Slow and steady was the pace of the DC metro housing market across much of 2014. While there were pockets of strong growth and patches of tepid sales, generally, we just simply plodded along. This wasn’t a bad thing. Slow and steady is just what you want to see in a recovering economy.
However, for the first time in 2014 the DC region’s real estate market showed noticeable gains last month, a good sign of confidence as we begin the new year.
According to Real Estate Business Intelligence, December showed an 8.0 percent year-over-year increase in closed sales from 2013. Although total closed sales for 2014 were down from 2013 by 6 percent, they remained higher than the annual totals for every year from 2007 to 2012.
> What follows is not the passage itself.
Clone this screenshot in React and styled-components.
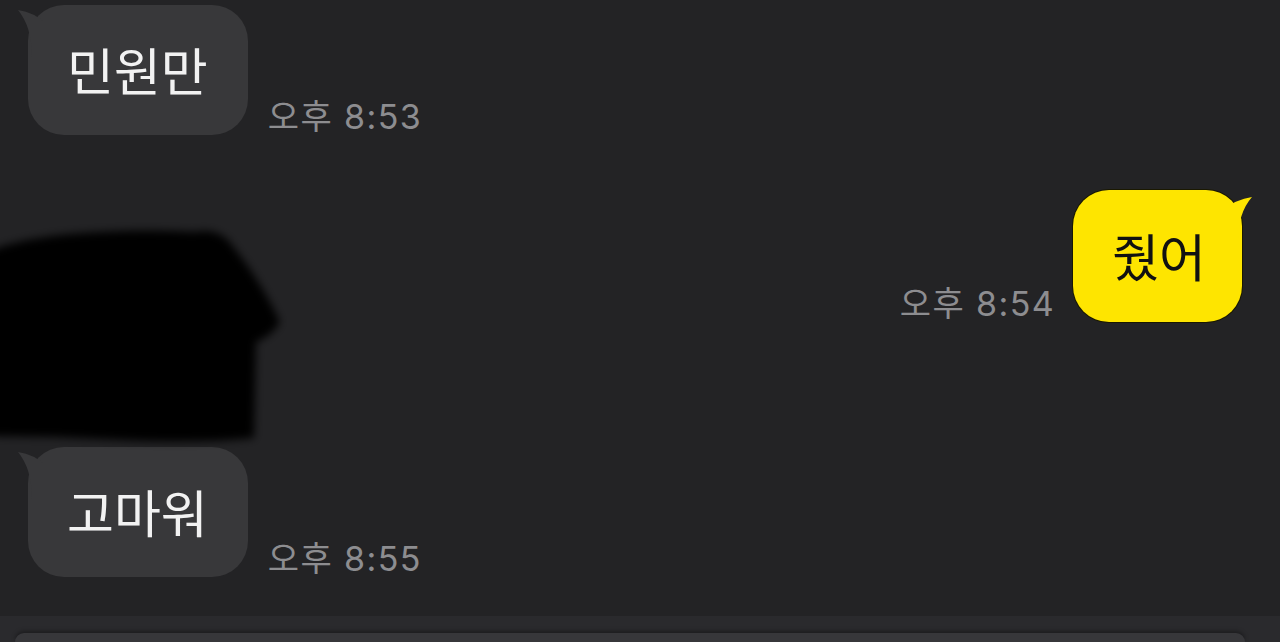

Pending sales – sales that are under contract but not yet closed – also increased by nearly 11 percent compared to December of 2013. Pending sales are a good indicator of the direction of future buying activity, and December’s increase marks two consecutive months of year-over-year growth for the region.
While these increased sales could be a result of rising inventory, a median sales price of $408,000 last month was the highest December median price on record and an indication that rising inventory isn’t necessarily hurting prices. For the year of 2014, the DC metro median price was $405,750, the fifth consecutive year of growth after bottoming out at $331,500 in 2009.
Every area of the region enjoyed median price growth in 2014, with Prince Georges County having the biggest increase, jumping 11.6 percent from 2013. Prince Georges was followed by Falls Church City with a 9.3 percent boost. Fairfax City also had a big rise of 7.7 percent. Washington, DC and Arlington rounded out the top five with 5.1 percent and 2.4 percent growth respectively.